Míster Wells era un hombre agradable, de mediana edad. Con ojos penetrantes y la boca característica de los abogados. John nos presentó y explicó la razón de nuestra presencia por nuestra inmediata intervención en el asunto.

—Comprenderá usted, Wells —añadió—, que todo esto es estrictamente confidencial. Todavía confiamos en que no haga falta ninguna clase de investigación.

—De acuerdo, de acuerdo —dijo Wells políticamente—. Me hubiera gustado ahorrarles a ustedes el disgusto y la publicidad de una pesquisa; pero, naturalmente, es inevitable, faltando el certificado médico.

—Sí, ya me lo figuro.

—Es inteligente, ese Bauerstein. Una autoridad en toxicología, según parece.

—Desde luego —dijo John con cierta sequedad. Después añadió, dudando—. ¿Tendremos que presentarnos como testigos…, quiero decir, todos nosotros?

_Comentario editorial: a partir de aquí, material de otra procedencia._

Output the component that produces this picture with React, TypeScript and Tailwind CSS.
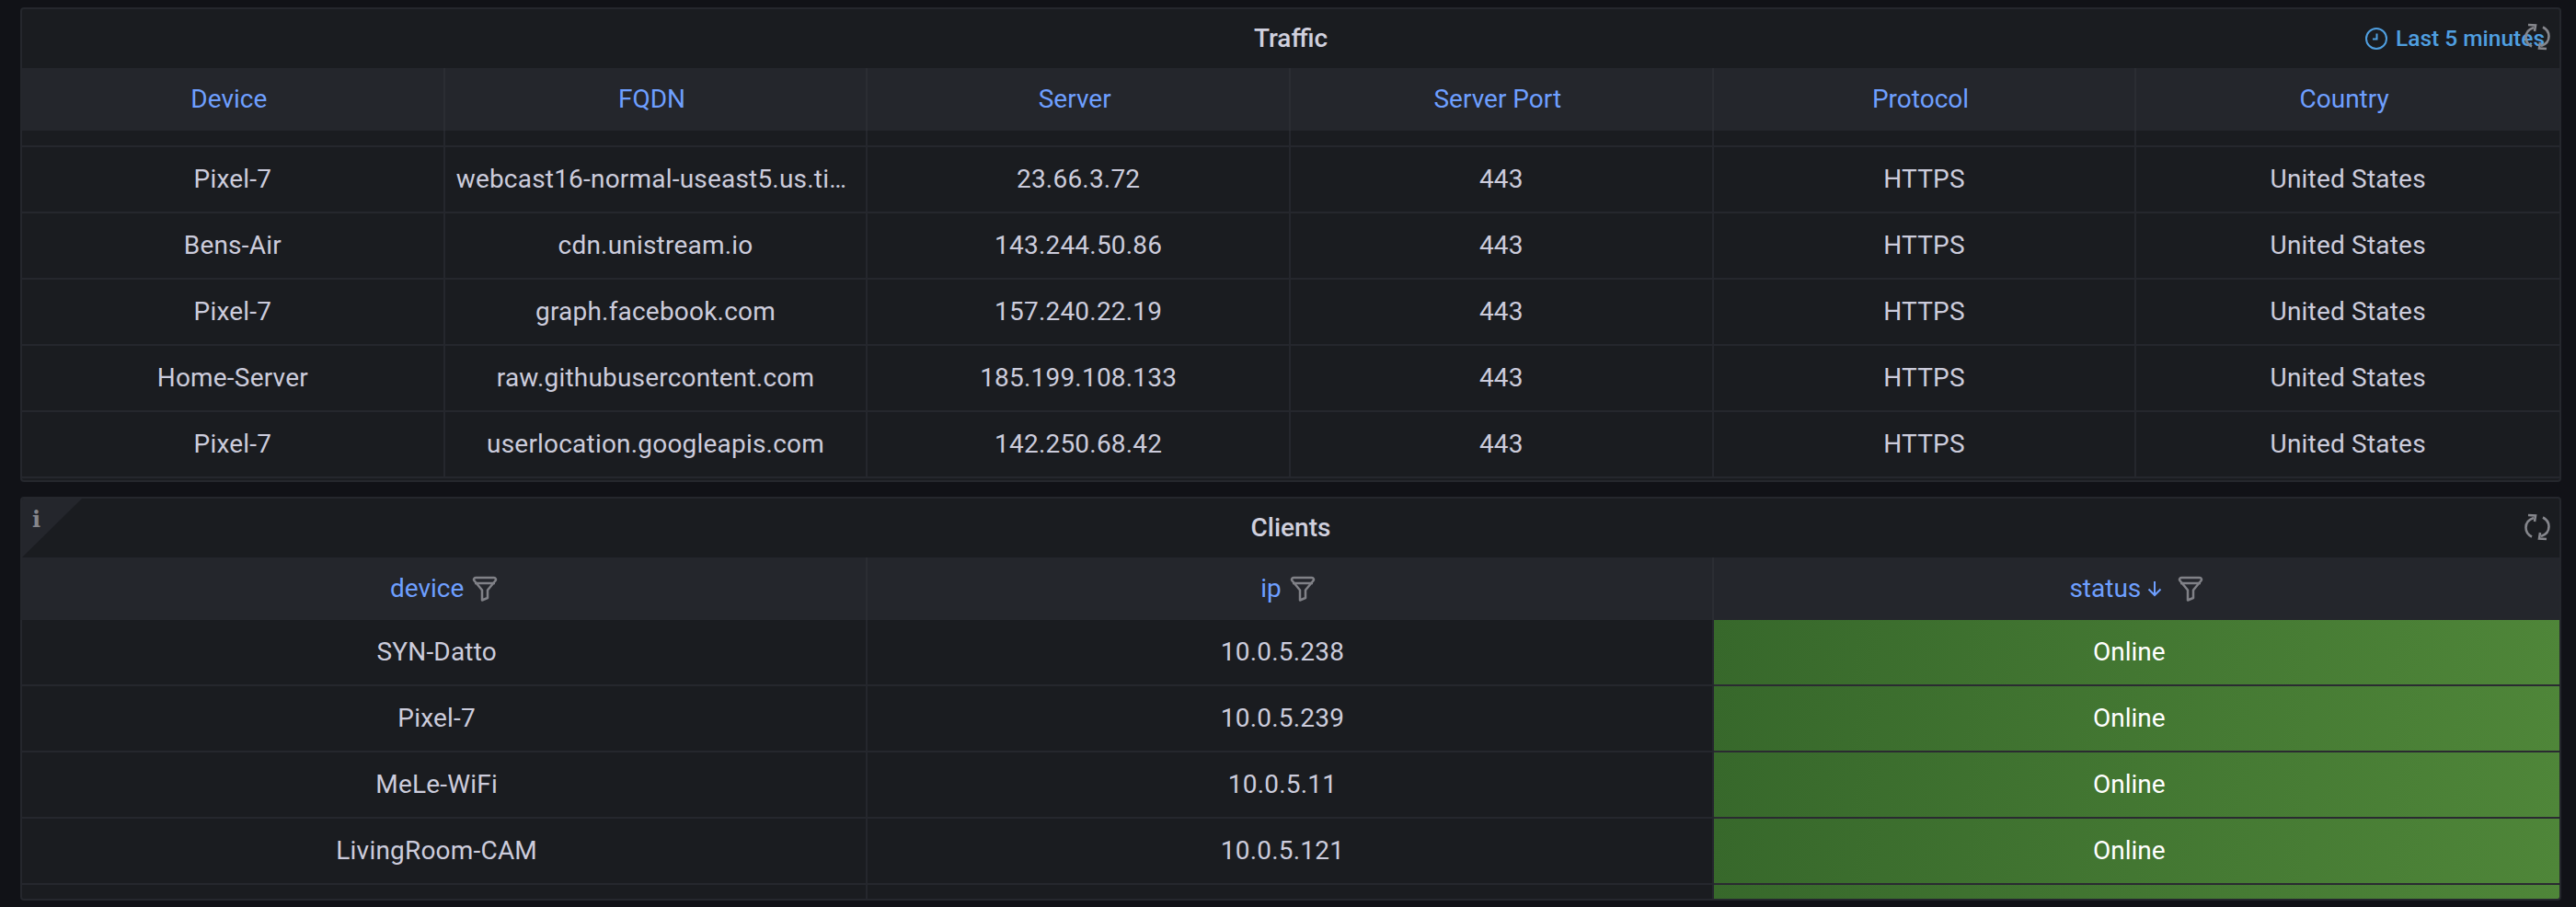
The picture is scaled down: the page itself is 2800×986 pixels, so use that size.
import type { ReactNode } from "react";

const traffic = [
  ["Pixel-7", "webcast16-normal-useast5.us.tiktokv.com", "23.66.3.72", "443", "HTTPS", "United States"],
  ["Bens-Air", "cdn.unistream.io", "143.244.50.86", "443", "HTTPS", "United States"],
  ["Pixel-7", "graph.facebook.com", "157.240.22.19", "443", "HTTPS", "United States"],
  ["Home-Server", "raw.githubusercontent.com", "185.199.108.133", "443", "HTTPS", "United States"],
  ["Pixel-7", "userlocation.googleapis.com", "142.250.68.42", "443", "HTTPS", "United States"],
];

const clients = [
  ["SYN-Datto", "10.0.5.238"],
  ["Pixel-7", "10.0.5.239"],
  ["MeLe-WiFi", "10.0.5.11"],
  ["LivingRoom-CAM", "10.0.5.121"],
  ["", ""],
];

function RefreshIcon({ className }: { className: string }) {
  return (
    <svg viewBox="0 0 28 30" fill="none" stroke="#85868c" strokeWidth="2.6" className={className}>
      <path d="M10 5C4 7 1.500 11.500 1.500 15.500c0 4.500 2.500 8 6.500 10" />
      <path d="M4 2l8 .5-1 6.500" />
      <path d="M18 25c6-2 8.500-6.500 8.500-10.500 0-4.500-2.500-8-6.500-10" />
      <path d="M24 28l-8-.5 1-6.500" />
    </svg>
  );
}

function FunnelIcon() {
  return (
    <svg viewBox="0 0 28 28" fill="none" stroke="#808187" strokeWidth="2.5" strokeLinejoin="round" className="h-[28px] w-[28px] shrink-0">
      <path d="M4 2h20a2 2 0 0 1 1.500 3.300L17 15.500V24l-6 2.500V15.500L2.500 5.300A2 2 0 0 1 4 2Z" />
      <path d="M3 8h22" />
    </svg>
  );
}

function ClockIcon() {
  return (
    <svg viewBox="0 0 24 24" fill="none" stroke="#4f9fe0" strokeWidth="2" className="h-6 w-6 shrink-0">
      <circle cx="12" cy="12" r="11" />
      <path d="M12.500 6.500v6H8" />
    </svg>
  );
}

function SortIcon() {
  return (
    <svg viewBox="0 0 18 20" fill="none" stroke="#6e9fff" strokeWidth="2" className="h-[20px] w-[18px] shrink-0">
      <path d="M9 2v15M2.500 10.500 9 17l6.500-6.500" />
    </svg>
  );
}

function Cell({
  children,
  divider = true,
  head = false,
  pad = "px-3",
}: {
  children?: ReactNode;
  divider?: boolean;
  head?: boolean;
  pad?: string;
}) {
  return (
    <div
      className={`flex min-w-0 items-center justify-center ${pad} ${divider ? "border-r-2" : ""} ${
        head ? "border-[#2b2d33] text-[#6e9fff]" : "border-[#25272d] tracking-[0.2px]"
      }`}
    >
      {children}
    </div>
  );
}

function Panel({ height, children }: { height: string; children: ReactNode }) {
  return (
    <section className={`relative flex flex-col overflow-hidden rounded-[4px] border-2 border-[#25272d] bg-[#1a1c20] ${height}`}>
      {children}
    </section>
  );
}

function Title({ children }: { children: ReactNode }) {
  return (
    <div className="relative flex h-[64px] shrink-0 items-center justify-center font-medium text-[#d0d0de]">
      {children}
    </div>
  );
}

export default function App() {
  return (
    <div
      className="h-[986px] w-[2800px] overflow-hidden bg-[#111217] pl-[22px] pr-[16px] pt-[8px] text-[28px] text-[#ccccdc]"
      style={{ fontFamily: "Roboto, sans-serif" }}
    >
      <Panel height="h-[516px]">
        <Title>
          Traffic
          <div className="absolute right-[16px] top-[18px] flex items-center gap-[9px] text-[24.500px] leading-[28px] text-[#4f9fe0]">
            <ClockIcon />
            Last 5 minutes
          </div>
          <RefreshIcon className="absolute right-[10px] top-[15px] h-[30px] w-[28px]" />
        </Title>
        <div className="grid h-[68px] shrink-0 grid-cols-6 bg-[#24262c]">
          {["Device", "FQDN", "Server", "Server Port", "Protocol", "Country"].map((h, i) => (
            <Cell key={h} head divider={i < 5} pad="pl-[8px] pr-[16px]">
              {h}
            </Cell>
          ))}
        </div>
        <div className="grid h-[18px] shrink-0 grid-cols-6 border-b-2 border-[#25272d]">
          {[0, 1, 2, 3, 4, 5].map((i) => (
            <Cell key={i} divider={i < 5} />
          ))}
        </div>
        {traffic.map((row, r) => (
          <div key={r} className="grid h-[72px] shrink-0 grid-cols-6 border-b-2 border-[#25272d]">
            {row.map((v, i) => (
              <Cell key={i} divider={i < 5}>
                <span className="truncate">{v}</span>
              </Cell>
            ))}
          </div>
        ))}
      </Panel>

      <div className="mt-[16px]">
        <Panel height="h-[439px]">
          <div className="absolute left-0 top-0 z-10 h-[64px] w-[65px] bg-[#24262c] [clip-path:polygon(0_0,100%_0,0_100%)]">
            <span className="absolute left-[11px] top-[11px] text-[24px] font-bold leading-[24px] text-[#85868c]" style={{ fontFamily: "'DejaVu Serif', serif" }}>
              i
            </span>
          </div>
          <Title>
            Clients
            <RefreshIcon className="absolute right-[10px] top-[16px] h-[30px] w-[28px]" />
          </Title>
          <div className="grid h-[68px] shrink-0 grid-cols-3 bg-[#24262c]">
            <Cell head>
              device
              <span className="ml-[9px]"><FunnelIcon /></span>
            </Cell>
            <Cell head pad="pl-[10px] pr-[14px]">
              ip
              <span className="ml-[9px]"><FunnelIcon /></span>
            </Cell>
            <Cell head divider={false}>
              status
              <span className="ml-[6px]"><SortIcon /></span>
              <span className="ml-[16px]"><FunnelIcon /></span>
            </Cell>
          </div>
          {clients.map((row, r) => (
            <div key={r} className="grid h-[72px] shrink-0 grid-cols-3">
              <div className="col-span-2 grid grid-cols-2 border-b-2 border-[#25272d]">
                <Cell pad="pl-[12px] pr-[28px]">{row[0]}</Cell>
                <Cell pad="pl-[12px] pr-[28px]">{row[1]}</Cell>
              </div>
              <div className="flex items-center justify-center border-b-2 border-[#2a2b31] bg-[linear-gradient(100deg,#37682b,#4f8639)] pr-[16px] text-white">
                {row[0] && "Online"}
              </div>
            </div>
          ))}
        </Panel>
      </div>
    </div>
  );
}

—Usted, naturalmente, y… hum, míster Inglethorp también, desde luego.

Siguió una breve pausa, antes de que el abogado continuara, con su tono apaciguador:

—Cualquiera otro testimonio será simplemente confirmatorio, pura cuestión de fórmula.

—Ya.

Una ligera expresión de alivio cruzó por el rostro de John. Me sorprendió, porque no aprecié motivo para ello.

—Si no tiene usted nada que oponer —prosiguió Wells—, he pensado en el viernes. Así tendremos tiempo suficiente para el informe médico. ¿La autopsia se practicará esta noche?

—Sí.

—Entonces, ¿le conviene a usted el viernes?

—Desde luego.

—No necesito decirle, querido Cavendish, lo apenado que estoy con este trágico asunto.

—¿No puede usted ayudarnos a resolverlo, monsieur? —intervino Poirot, hablando por primera vez desde que habíamos entrado en el estudio.

—¿Yo?

—Sí. Hemos oído decir que mistress Inglethorp le escribió anoche. Debe de haber recibido usted la carta esta mañana.

—Sí, pero no contiene ninguna información de interés. Es sencillamente una nota pidiéndome que viniera a verla esta mañana, pues quería mi consejo en un asunto de gran importancia.

—¿No le insinúa de qué se trataba?

—No, por desgracia.

—Es una lástima —dijo Poirot.

Nos quedamos en silencio. Poirot se perdió en sus pensamientos durante unos cuantos minutos. Finalmente, se volvió de nuevo al abogado.

—Míster Wells, me gustaría preguntarle una cosa, si no es contrario a su ética profesional. En caso de que mistress Inglethorp muriera, ¿quién heredaría su dinero?